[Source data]

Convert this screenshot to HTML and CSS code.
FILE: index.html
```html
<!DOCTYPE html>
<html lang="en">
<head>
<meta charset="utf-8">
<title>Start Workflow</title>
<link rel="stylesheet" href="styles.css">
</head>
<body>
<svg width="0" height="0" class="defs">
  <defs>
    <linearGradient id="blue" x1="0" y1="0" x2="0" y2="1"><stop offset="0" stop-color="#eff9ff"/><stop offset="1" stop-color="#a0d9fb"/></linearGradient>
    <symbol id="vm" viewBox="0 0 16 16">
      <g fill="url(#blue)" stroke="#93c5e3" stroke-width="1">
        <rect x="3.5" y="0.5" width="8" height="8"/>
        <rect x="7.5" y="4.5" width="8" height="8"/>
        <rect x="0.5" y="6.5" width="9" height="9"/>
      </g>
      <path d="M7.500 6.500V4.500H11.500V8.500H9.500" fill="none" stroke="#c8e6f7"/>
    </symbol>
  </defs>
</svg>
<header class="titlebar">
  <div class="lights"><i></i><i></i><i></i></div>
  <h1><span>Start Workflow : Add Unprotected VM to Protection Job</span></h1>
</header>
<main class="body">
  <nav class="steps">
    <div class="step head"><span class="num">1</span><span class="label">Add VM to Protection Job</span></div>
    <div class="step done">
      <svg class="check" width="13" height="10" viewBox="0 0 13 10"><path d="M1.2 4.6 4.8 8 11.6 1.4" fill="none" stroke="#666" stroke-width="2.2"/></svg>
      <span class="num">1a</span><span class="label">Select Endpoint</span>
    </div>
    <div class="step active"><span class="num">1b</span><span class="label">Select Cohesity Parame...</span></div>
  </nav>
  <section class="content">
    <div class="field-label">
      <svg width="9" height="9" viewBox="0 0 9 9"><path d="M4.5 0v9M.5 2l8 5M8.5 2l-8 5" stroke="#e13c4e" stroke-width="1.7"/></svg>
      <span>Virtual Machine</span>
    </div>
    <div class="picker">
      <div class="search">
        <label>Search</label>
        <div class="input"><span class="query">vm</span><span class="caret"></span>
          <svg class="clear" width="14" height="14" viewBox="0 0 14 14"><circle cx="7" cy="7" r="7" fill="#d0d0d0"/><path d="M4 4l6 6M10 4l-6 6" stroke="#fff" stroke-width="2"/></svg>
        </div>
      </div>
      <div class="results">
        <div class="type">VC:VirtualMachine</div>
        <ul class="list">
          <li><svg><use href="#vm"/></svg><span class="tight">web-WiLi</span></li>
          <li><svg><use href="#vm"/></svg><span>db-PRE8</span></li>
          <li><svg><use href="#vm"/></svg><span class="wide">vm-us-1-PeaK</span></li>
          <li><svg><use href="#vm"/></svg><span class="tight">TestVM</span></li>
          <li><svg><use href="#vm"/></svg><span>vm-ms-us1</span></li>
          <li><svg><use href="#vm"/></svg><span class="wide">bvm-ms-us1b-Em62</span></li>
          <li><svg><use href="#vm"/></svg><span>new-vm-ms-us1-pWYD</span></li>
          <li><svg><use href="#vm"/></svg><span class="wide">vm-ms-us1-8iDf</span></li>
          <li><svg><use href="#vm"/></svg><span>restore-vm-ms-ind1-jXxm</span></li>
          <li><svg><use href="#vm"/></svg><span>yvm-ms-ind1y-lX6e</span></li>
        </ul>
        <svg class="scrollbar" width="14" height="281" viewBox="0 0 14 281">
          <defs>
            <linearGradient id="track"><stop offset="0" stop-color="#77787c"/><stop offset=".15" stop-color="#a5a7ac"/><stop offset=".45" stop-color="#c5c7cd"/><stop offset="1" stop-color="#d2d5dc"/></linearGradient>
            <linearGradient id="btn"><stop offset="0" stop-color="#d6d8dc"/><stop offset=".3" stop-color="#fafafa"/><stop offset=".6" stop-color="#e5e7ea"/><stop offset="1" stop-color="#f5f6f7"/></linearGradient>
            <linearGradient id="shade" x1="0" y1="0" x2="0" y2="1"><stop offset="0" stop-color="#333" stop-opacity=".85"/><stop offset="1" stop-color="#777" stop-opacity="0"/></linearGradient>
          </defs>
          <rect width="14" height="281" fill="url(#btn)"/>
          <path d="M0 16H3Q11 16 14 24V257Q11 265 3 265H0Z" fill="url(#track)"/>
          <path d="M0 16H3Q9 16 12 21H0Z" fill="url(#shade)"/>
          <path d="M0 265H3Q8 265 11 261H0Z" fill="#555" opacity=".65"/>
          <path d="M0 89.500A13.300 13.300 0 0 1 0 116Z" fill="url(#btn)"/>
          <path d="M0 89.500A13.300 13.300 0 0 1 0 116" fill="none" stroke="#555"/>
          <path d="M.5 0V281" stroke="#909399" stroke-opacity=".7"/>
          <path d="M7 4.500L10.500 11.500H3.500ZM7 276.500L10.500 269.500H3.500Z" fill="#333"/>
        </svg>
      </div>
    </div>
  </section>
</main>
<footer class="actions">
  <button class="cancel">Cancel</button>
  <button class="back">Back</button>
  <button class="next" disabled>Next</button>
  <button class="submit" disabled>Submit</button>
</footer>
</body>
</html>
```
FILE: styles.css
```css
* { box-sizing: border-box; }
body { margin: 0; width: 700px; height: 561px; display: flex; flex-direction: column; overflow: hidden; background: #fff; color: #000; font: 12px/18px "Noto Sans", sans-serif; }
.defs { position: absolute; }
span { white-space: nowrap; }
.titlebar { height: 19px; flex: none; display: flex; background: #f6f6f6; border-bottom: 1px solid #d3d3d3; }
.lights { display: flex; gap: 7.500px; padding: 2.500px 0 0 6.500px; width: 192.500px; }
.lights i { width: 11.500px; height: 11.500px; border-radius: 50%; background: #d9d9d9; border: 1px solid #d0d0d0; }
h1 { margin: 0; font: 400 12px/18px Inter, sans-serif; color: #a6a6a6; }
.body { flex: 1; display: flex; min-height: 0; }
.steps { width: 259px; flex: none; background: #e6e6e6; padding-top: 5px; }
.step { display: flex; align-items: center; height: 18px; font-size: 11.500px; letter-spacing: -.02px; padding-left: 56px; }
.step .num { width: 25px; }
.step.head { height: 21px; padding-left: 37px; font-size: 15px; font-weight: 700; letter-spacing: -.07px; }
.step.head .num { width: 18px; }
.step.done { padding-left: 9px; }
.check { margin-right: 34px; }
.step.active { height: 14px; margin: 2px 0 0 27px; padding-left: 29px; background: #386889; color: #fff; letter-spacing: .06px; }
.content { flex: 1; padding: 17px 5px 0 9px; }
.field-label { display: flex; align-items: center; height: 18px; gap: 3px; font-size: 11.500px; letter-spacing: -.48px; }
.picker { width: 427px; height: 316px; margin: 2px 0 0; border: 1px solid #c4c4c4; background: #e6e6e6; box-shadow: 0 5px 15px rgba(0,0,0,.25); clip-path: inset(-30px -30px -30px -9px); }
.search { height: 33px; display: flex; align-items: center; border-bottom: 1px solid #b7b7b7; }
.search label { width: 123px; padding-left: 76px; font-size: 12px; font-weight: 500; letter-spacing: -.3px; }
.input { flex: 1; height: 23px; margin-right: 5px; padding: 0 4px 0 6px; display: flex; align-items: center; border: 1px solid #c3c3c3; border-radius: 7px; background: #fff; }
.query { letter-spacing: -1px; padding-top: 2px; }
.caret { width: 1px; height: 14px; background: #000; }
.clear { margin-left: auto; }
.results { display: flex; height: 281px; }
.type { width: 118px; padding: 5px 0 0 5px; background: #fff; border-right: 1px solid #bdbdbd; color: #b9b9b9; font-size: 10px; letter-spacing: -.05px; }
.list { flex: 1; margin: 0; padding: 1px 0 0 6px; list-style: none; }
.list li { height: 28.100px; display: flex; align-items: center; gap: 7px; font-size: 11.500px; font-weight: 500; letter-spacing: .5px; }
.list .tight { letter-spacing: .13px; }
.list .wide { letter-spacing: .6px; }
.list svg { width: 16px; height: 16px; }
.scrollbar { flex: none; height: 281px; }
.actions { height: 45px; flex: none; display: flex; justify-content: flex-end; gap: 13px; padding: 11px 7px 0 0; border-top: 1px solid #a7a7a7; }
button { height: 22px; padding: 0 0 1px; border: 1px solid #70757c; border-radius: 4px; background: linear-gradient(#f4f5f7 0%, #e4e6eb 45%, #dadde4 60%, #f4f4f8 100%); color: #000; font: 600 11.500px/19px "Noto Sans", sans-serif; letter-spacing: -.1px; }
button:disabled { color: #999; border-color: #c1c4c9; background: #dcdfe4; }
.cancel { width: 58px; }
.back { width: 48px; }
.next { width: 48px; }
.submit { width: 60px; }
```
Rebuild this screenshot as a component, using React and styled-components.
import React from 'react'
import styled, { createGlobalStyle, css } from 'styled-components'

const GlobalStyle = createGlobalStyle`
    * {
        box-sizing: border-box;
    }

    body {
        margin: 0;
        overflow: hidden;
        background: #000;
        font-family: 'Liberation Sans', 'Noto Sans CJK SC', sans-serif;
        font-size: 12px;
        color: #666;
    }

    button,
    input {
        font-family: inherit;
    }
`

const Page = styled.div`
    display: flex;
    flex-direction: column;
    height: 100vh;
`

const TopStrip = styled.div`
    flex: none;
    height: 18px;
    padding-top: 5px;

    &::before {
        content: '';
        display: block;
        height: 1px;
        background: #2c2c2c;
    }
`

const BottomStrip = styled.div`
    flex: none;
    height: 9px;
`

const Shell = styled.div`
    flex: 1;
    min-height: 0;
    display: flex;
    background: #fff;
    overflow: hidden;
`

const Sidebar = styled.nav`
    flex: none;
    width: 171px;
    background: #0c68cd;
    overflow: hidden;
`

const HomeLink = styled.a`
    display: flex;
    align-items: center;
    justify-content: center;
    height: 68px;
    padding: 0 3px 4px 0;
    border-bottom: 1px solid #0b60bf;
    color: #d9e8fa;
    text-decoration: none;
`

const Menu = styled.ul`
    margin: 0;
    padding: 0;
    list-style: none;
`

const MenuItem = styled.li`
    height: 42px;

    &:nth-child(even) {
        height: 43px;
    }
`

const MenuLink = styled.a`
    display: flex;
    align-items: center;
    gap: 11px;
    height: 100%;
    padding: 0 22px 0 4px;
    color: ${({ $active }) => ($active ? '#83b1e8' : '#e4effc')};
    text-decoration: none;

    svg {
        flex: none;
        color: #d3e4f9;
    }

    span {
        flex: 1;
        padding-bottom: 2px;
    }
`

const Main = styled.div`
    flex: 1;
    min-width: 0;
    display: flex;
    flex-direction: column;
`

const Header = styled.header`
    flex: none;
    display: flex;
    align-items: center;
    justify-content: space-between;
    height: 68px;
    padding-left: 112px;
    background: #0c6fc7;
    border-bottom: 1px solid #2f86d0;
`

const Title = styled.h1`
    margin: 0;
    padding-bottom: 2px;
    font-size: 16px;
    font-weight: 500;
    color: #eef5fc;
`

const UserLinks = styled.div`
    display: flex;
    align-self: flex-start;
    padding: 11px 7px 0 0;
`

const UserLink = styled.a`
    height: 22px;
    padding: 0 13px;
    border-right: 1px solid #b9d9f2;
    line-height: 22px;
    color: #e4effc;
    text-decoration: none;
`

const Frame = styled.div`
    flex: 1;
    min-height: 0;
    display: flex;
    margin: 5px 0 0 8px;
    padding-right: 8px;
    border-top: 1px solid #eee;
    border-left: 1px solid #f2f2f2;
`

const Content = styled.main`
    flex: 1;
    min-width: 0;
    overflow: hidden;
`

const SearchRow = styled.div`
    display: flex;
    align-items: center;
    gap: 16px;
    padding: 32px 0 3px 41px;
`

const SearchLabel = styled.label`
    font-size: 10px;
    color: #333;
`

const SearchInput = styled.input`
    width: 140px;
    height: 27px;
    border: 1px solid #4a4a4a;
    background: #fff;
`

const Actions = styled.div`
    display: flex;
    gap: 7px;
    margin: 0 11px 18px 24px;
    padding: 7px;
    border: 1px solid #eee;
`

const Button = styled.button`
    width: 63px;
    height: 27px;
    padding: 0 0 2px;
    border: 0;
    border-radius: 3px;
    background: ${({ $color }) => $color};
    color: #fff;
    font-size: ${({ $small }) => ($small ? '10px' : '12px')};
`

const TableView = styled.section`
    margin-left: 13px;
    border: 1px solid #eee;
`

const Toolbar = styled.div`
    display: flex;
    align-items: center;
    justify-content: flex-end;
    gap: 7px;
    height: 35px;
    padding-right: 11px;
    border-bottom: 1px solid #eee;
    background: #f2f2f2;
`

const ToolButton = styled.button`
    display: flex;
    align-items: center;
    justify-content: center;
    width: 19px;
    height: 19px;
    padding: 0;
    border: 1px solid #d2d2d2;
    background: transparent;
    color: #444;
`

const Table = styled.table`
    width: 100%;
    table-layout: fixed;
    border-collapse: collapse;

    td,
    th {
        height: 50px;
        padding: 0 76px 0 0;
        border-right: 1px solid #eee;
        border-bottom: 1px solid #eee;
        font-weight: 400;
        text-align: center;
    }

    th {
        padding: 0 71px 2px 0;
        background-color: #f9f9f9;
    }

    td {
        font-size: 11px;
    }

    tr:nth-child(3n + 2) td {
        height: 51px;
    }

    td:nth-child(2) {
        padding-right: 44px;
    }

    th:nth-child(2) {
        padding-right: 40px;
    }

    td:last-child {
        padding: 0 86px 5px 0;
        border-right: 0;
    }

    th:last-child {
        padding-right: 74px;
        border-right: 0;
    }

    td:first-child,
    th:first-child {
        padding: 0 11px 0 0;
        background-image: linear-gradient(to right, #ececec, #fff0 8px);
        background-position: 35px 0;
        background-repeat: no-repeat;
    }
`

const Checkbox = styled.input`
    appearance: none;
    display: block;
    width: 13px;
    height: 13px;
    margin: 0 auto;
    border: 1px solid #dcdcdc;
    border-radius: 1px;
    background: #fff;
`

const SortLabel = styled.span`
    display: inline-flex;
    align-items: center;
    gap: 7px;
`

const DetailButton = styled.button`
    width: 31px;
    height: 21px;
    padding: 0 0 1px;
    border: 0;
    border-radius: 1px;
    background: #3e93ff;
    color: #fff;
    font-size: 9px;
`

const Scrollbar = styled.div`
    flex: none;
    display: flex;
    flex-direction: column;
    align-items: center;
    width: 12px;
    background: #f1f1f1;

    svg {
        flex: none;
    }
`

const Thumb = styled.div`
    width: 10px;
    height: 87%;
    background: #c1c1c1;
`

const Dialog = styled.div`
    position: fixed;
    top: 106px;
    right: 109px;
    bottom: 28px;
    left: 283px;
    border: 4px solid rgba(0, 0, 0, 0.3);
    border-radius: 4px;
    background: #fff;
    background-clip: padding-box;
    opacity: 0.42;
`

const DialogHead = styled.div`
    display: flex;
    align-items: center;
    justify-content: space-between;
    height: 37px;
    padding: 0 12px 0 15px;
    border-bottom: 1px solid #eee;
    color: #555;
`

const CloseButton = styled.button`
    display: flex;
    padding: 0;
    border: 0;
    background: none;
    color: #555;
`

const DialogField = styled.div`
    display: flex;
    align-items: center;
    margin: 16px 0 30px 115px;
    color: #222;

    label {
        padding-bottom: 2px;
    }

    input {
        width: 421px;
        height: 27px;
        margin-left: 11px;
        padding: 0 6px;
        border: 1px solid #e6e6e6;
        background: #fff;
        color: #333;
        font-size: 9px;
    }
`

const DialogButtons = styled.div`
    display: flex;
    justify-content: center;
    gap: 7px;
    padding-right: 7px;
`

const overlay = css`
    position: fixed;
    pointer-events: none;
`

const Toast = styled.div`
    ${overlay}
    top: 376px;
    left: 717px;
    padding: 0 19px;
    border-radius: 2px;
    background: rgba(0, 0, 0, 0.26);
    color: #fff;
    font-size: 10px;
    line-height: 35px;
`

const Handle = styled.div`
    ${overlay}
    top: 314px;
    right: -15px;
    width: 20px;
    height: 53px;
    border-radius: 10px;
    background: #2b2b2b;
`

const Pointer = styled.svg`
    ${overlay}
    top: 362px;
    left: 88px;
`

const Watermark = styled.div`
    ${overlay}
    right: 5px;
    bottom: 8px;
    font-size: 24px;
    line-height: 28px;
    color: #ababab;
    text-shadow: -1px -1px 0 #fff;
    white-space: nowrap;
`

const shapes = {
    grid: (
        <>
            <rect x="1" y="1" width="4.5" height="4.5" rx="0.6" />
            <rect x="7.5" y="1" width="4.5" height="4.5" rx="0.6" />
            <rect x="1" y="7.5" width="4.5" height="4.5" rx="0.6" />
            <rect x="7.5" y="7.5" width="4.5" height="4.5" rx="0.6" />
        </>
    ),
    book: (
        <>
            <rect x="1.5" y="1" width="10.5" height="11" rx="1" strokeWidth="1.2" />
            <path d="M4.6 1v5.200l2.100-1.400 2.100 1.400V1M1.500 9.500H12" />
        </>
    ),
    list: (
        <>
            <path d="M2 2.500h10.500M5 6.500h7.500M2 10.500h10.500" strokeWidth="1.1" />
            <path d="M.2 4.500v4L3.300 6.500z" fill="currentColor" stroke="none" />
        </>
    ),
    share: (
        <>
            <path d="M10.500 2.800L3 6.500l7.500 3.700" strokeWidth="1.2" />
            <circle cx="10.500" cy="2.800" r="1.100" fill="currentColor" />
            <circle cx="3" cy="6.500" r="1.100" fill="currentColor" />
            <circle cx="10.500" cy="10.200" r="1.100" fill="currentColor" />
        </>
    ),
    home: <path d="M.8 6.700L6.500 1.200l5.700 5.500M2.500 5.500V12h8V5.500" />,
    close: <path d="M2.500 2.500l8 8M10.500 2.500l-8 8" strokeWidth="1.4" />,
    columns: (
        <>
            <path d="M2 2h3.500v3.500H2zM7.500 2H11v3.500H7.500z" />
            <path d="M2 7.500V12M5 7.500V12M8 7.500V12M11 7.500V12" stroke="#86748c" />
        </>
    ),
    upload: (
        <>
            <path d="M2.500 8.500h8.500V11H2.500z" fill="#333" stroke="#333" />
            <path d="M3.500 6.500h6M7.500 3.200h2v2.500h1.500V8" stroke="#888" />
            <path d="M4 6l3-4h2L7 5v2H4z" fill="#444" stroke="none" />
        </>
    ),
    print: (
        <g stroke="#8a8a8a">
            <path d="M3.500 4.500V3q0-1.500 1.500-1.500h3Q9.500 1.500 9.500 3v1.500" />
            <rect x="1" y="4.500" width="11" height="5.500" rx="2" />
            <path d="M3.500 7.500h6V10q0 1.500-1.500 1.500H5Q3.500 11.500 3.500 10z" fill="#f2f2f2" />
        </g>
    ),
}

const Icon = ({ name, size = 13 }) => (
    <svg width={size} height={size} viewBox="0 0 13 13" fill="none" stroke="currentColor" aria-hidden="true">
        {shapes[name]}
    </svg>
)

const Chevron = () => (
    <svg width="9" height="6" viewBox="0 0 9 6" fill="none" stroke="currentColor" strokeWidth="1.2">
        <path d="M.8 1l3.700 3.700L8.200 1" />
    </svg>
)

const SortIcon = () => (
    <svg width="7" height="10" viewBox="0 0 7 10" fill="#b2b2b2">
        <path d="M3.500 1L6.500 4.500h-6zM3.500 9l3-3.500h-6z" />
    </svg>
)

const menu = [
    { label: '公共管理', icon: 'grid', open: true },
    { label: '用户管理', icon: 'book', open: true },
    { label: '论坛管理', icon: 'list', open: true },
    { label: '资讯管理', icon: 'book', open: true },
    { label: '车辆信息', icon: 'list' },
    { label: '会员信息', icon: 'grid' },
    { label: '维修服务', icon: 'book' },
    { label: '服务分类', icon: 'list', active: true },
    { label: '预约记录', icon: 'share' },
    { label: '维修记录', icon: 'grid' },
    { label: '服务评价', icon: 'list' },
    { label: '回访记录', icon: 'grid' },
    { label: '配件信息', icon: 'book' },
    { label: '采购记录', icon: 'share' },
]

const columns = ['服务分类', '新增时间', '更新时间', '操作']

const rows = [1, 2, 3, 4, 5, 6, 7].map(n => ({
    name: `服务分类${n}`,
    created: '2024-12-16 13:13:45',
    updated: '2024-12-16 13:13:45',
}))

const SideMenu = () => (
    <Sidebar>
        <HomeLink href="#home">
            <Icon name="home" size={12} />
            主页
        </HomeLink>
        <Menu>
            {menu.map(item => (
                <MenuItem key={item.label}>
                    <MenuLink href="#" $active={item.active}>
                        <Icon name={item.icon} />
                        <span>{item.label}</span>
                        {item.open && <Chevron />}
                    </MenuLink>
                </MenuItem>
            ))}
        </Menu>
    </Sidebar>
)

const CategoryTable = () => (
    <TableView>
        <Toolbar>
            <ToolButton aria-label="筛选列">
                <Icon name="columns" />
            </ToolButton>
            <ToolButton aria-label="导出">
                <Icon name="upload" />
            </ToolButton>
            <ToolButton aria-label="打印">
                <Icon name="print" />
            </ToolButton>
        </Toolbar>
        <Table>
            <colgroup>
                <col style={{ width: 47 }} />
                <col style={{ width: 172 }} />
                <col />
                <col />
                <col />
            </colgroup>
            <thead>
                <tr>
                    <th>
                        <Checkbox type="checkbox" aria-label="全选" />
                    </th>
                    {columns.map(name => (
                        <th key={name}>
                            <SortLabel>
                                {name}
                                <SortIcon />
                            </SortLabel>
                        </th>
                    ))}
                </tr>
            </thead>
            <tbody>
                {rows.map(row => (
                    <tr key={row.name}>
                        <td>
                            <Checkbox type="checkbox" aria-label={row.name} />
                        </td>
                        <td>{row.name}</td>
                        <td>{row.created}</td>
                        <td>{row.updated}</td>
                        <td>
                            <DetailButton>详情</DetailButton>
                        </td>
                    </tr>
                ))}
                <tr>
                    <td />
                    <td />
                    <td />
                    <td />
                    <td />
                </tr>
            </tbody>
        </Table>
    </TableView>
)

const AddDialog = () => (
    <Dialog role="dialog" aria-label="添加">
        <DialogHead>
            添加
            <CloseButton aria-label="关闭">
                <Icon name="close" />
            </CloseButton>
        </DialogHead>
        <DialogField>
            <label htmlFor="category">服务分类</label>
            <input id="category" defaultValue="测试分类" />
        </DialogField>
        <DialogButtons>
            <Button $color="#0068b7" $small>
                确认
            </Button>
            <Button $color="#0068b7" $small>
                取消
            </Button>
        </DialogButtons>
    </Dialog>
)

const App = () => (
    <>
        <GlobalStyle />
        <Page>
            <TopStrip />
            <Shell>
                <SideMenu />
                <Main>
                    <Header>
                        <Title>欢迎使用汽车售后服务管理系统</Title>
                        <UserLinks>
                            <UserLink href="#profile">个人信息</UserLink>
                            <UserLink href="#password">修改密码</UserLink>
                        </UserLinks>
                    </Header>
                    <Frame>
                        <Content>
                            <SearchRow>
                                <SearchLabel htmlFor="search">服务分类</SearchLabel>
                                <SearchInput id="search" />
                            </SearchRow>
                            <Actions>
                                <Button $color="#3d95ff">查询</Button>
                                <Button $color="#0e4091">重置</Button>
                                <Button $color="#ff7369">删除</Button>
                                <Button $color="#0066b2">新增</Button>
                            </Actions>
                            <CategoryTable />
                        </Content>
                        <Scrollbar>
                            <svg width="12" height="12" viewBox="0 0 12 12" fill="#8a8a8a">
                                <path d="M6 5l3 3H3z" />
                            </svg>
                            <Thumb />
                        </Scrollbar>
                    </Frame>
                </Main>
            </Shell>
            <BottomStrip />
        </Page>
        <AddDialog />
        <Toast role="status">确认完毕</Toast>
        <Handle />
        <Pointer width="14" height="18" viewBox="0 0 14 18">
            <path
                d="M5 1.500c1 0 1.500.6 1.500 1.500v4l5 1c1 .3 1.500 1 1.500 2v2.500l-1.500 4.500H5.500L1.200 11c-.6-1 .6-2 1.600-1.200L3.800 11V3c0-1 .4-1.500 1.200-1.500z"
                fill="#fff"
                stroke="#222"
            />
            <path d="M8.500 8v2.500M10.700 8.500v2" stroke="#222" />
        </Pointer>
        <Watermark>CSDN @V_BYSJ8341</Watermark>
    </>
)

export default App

Exercise objective: Above are the records. Copy every line in them holding "React".

Task solution:
Rebuild this screenshot as a component, using React and styled-components.
import React from 'react'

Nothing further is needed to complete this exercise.